> _Description of the task_
Lines from the one containing "Write a component" to the one containing "import React from", both lines included, are to be extracted exactly from the data below; pictures are excluded.

───── Data to process ─────

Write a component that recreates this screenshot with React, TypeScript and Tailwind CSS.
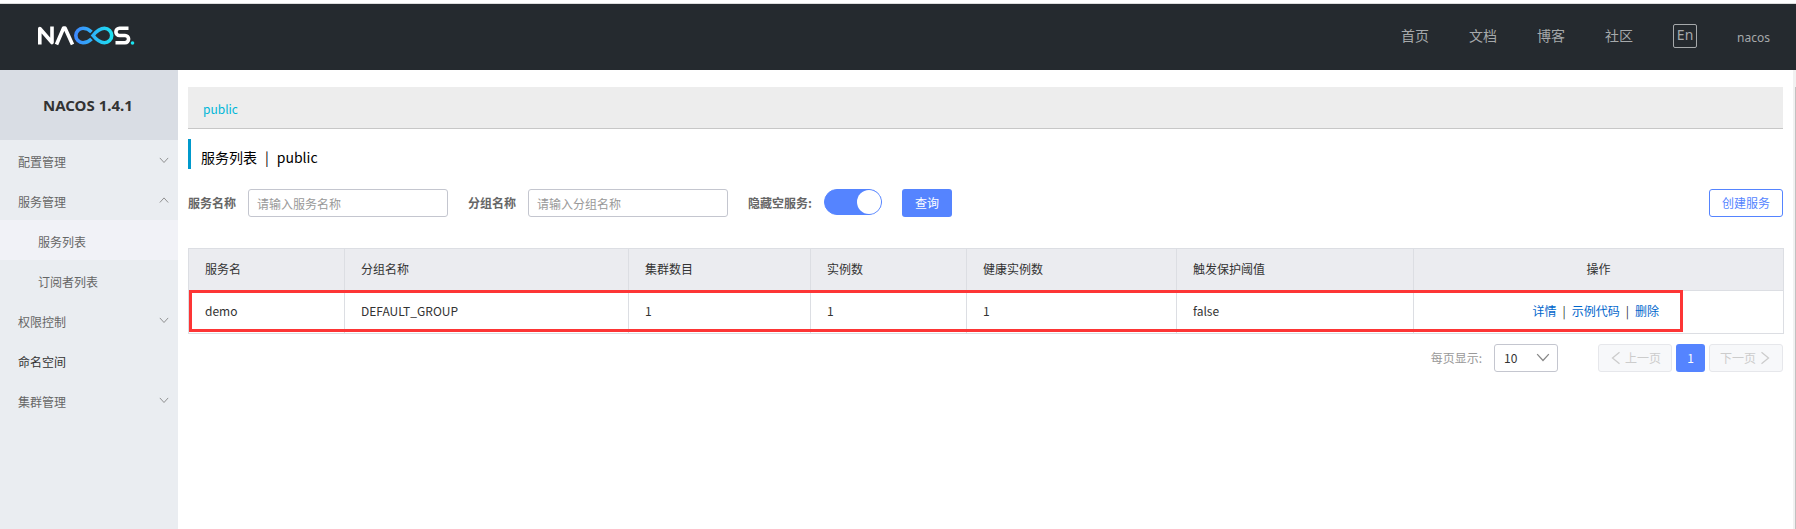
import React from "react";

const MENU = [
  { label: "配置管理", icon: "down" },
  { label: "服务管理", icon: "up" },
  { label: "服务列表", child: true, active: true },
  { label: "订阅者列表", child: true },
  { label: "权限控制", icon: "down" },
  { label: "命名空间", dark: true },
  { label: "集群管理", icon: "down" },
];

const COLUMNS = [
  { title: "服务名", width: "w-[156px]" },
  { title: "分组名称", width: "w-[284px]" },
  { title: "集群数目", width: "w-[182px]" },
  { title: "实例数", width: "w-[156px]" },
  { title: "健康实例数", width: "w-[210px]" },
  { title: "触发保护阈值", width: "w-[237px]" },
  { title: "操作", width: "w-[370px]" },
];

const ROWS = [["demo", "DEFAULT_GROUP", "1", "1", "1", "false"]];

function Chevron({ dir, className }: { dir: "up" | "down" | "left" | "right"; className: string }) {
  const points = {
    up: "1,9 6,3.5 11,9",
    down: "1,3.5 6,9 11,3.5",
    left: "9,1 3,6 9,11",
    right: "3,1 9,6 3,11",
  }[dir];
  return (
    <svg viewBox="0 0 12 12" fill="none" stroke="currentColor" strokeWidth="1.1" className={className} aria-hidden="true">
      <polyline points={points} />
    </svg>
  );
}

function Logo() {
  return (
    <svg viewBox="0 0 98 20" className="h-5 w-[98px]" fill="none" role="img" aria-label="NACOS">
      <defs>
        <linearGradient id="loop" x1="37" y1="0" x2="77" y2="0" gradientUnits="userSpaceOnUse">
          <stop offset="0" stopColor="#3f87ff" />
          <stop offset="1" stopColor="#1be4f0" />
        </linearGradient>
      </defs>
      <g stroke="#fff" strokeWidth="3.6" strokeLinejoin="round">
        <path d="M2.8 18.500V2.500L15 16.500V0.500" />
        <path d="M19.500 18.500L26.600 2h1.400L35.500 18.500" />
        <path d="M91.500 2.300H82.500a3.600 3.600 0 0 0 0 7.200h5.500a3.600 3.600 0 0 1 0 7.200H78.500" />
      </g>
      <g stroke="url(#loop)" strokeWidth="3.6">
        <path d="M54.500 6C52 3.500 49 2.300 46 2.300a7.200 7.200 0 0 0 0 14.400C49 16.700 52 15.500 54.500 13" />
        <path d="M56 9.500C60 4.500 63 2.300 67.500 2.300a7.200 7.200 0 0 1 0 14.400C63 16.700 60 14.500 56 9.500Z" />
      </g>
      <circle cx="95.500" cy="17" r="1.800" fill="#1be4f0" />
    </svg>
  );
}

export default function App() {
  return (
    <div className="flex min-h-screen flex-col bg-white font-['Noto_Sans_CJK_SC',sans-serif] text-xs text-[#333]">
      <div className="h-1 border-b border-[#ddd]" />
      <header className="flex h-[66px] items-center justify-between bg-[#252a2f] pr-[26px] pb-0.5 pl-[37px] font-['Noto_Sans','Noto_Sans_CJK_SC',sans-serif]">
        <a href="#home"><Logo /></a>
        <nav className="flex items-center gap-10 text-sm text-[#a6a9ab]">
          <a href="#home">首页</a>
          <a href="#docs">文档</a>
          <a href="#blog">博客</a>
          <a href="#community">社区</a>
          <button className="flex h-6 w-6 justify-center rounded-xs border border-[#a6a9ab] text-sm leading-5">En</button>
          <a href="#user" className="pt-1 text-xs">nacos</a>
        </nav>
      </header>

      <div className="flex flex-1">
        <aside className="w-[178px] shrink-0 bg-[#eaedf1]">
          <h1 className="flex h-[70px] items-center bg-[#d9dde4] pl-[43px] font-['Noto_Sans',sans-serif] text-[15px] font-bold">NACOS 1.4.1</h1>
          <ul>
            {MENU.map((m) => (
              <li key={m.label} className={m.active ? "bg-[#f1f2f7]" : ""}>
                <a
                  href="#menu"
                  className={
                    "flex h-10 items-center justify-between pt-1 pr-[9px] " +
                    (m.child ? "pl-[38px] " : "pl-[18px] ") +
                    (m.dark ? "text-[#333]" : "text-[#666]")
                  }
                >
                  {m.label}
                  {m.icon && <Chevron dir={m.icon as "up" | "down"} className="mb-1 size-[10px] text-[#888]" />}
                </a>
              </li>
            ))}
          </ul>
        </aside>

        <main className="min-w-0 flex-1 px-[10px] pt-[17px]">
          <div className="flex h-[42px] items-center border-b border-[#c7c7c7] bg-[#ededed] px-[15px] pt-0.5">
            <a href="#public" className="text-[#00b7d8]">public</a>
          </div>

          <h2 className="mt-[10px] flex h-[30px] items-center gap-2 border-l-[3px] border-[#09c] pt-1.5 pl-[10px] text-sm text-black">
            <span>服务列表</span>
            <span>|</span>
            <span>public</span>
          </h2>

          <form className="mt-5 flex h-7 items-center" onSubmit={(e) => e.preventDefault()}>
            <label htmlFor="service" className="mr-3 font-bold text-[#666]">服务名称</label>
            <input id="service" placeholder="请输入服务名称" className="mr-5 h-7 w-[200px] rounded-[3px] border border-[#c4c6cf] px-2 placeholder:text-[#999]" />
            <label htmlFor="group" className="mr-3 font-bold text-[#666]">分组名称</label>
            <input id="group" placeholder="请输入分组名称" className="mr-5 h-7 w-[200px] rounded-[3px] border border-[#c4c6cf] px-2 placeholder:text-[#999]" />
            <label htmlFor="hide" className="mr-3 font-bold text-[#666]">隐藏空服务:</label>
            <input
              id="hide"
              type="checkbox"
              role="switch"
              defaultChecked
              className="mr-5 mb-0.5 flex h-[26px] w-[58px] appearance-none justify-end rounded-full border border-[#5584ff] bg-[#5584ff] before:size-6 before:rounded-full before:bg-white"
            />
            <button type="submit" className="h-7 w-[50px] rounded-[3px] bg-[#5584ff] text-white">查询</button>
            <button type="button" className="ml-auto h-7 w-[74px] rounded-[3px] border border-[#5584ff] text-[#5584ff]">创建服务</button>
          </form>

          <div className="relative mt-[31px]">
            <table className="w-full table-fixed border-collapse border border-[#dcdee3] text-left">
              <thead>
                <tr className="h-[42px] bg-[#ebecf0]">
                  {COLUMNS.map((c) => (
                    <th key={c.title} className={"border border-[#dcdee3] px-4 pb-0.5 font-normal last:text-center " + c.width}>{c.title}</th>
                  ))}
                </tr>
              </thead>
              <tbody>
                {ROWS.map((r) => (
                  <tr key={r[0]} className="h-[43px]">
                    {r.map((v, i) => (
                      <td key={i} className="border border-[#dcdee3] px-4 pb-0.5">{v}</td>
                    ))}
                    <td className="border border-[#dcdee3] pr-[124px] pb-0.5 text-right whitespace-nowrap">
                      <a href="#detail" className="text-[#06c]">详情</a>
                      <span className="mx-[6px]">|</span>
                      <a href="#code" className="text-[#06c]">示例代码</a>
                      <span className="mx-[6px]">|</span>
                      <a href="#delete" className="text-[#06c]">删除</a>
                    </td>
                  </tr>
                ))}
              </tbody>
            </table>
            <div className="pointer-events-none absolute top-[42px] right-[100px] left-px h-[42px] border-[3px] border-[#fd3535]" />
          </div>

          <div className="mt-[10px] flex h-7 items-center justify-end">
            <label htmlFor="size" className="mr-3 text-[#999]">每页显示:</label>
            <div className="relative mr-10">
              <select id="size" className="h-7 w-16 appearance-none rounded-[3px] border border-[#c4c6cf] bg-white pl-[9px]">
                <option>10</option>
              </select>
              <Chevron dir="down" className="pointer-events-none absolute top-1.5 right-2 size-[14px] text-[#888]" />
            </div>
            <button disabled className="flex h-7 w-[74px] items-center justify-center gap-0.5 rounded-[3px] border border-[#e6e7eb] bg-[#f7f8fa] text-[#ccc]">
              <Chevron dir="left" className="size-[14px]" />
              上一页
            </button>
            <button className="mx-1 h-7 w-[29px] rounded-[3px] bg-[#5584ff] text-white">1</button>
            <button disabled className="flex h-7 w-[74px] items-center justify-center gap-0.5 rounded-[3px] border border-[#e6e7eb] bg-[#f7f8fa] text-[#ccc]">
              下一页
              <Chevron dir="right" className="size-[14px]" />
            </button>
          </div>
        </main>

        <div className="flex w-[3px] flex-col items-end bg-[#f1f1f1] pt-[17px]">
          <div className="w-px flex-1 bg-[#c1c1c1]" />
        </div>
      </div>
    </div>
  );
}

─────
───── Data to process ─────

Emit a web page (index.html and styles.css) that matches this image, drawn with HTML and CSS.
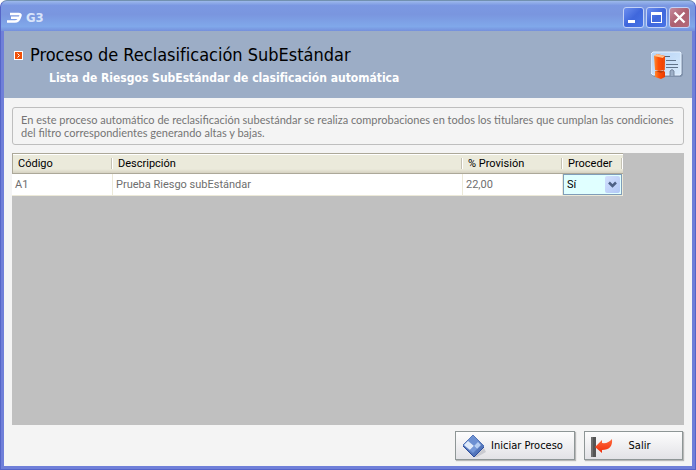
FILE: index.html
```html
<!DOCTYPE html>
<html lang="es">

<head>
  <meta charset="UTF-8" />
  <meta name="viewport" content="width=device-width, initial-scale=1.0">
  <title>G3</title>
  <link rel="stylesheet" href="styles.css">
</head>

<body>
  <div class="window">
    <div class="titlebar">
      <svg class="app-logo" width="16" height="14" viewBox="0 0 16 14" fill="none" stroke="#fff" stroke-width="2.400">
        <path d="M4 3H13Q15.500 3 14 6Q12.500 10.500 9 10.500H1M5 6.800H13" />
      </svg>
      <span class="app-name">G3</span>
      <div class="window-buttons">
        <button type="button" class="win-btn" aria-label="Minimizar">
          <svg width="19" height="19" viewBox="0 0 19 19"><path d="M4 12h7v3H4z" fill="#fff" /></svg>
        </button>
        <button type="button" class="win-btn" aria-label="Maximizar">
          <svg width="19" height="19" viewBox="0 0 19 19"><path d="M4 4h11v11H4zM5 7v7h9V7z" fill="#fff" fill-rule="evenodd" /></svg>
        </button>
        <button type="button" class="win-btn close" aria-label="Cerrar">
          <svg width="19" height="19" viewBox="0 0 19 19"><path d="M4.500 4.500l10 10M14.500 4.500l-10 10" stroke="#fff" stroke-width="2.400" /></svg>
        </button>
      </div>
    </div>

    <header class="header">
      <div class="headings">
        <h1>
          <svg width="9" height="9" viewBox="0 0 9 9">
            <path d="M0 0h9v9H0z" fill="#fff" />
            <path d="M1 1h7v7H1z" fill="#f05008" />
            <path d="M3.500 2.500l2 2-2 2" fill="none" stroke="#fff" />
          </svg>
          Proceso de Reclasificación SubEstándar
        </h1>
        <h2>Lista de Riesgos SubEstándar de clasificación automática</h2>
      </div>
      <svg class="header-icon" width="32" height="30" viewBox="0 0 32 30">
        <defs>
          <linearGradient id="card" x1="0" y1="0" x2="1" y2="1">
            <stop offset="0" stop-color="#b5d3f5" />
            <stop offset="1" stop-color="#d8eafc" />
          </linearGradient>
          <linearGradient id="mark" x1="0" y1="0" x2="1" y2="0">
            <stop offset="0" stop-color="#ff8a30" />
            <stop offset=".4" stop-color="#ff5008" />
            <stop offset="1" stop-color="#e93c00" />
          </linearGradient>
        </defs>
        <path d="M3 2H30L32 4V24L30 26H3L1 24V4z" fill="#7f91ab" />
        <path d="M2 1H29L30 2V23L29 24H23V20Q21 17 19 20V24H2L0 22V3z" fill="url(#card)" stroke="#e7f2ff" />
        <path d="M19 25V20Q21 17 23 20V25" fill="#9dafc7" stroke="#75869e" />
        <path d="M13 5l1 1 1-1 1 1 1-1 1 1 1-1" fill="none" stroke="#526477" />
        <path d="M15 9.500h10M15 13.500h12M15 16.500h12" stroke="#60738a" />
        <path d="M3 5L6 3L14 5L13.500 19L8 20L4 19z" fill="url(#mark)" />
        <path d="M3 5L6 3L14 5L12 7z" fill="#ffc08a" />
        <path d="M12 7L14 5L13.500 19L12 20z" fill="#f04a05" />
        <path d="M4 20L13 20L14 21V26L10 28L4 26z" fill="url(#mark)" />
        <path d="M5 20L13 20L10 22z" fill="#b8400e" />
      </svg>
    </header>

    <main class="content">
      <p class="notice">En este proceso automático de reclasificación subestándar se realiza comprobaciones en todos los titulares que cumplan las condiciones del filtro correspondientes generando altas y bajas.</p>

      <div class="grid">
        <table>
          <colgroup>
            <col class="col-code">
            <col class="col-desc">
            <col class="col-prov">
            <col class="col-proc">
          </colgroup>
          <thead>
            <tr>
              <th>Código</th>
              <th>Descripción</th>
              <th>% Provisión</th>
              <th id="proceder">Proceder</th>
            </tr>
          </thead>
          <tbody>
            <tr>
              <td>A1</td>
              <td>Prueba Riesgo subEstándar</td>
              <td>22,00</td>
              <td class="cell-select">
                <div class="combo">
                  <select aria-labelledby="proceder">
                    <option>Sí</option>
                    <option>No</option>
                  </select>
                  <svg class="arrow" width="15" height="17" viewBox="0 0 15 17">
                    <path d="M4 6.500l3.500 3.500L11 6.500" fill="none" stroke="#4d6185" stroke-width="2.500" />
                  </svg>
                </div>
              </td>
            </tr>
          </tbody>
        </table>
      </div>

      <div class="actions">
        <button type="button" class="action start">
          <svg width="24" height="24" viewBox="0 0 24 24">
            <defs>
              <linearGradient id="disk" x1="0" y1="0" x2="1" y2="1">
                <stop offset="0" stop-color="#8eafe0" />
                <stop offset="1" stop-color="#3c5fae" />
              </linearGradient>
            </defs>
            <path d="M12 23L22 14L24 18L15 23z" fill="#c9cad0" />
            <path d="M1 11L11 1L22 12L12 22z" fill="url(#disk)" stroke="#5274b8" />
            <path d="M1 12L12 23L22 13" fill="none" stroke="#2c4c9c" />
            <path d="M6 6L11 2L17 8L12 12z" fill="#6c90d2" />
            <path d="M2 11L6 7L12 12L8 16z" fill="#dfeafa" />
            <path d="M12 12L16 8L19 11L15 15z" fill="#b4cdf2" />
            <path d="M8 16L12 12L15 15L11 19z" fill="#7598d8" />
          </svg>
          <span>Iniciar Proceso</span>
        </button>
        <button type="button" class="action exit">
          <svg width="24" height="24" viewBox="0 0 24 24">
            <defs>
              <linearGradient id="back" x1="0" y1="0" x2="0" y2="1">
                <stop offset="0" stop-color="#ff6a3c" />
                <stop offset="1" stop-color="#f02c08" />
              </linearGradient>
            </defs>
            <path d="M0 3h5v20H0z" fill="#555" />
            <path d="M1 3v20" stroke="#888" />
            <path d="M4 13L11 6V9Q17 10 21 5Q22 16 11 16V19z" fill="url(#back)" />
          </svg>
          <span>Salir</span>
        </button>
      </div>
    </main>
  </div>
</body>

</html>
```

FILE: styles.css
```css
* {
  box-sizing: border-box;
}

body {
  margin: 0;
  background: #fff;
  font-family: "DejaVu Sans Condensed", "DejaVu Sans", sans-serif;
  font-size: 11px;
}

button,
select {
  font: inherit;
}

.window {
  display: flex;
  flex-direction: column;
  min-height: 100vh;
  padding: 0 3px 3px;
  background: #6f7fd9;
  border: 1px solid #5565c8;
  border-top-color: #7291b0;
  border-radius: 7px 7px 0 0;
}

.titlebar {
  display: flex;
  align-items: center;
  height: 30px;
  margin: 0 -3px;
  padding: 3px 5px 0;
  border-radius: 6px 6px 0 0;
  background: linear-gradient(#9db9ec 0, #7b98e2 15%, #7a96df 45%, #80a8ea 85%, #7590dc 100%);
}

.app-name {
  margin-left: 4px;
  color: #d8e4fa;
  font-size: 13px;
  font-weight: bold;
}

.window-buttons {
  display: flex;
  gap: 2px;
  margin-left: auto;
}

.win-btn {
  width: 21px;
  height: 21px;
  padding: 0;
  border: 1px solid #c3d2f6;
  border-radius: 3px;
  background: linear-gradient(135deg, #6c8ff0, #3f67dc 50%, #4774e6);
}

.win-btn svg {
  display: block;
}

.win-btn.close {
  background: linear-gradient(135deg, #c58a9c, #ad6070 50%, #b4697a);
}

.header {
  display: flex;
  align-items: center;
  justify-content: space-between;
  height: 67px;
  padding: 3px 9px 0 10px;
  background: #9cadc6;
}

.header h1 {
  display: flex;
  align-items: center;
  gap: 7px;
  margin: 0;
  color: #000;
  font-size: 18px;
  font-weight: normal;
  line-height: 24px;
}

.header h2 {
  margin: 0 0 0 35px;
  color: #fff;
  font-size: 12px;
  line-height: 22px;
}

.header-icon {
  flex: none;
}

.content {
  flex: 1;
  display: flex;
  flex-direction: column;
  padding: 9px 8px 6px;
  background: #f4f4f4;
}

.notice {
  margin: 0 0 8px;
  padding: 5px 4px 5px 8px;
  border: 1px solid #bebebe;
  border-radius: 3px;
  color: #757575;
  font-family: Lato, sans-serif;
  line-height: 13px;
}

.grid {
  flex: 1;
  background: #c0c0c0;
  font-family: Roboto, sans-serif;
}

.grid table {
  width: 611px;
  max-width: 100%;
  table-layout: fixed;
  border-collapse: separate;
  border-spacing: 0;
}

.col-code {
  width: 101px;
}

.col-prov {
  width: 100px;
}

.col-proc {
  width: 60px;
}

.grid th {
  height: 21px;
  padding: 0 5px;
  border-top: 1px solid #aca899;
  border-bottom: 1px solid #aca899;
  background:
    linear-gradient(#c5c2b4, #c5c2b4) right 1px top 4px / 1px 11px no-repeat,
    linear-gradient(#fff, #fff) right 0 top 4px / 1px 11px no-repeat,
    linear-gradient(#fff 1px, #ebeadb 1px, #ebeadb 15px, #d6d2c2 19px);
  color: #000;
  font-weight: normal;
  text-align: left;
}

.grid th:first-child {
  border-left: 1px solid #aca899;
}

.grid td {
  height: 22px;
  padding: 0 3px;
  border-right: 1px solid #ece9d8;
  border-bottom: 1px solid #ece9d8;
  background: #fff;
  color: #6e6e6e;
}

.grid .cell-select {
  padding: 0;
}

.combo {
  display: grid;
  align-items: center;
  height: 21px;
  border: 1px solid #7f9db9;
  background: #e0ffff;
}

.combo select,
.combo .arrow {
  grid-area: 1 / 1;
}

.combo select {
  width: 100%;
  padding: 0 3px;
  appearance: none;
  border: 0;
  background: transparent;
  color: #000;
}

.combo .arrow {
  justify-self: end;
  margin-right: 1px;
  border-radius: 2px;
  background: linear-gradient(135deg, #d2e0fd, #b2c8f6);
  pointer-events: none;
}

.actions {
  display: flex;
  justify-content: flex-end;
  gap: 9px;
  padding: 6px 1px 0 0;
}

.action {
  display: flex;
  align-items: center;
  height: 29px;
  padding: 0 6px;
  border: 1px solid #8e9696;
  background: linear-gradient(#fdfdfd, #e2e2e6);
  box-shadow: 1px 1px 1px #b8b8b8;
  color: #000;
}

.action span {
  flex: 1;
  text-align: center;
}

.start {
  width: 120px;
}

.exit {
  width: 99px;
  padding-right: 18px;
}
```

─────

> _Answer to this exercise_
Write a component that recreates this screenshot with React, TypeScript and Tailwind CSS.
import React from "react";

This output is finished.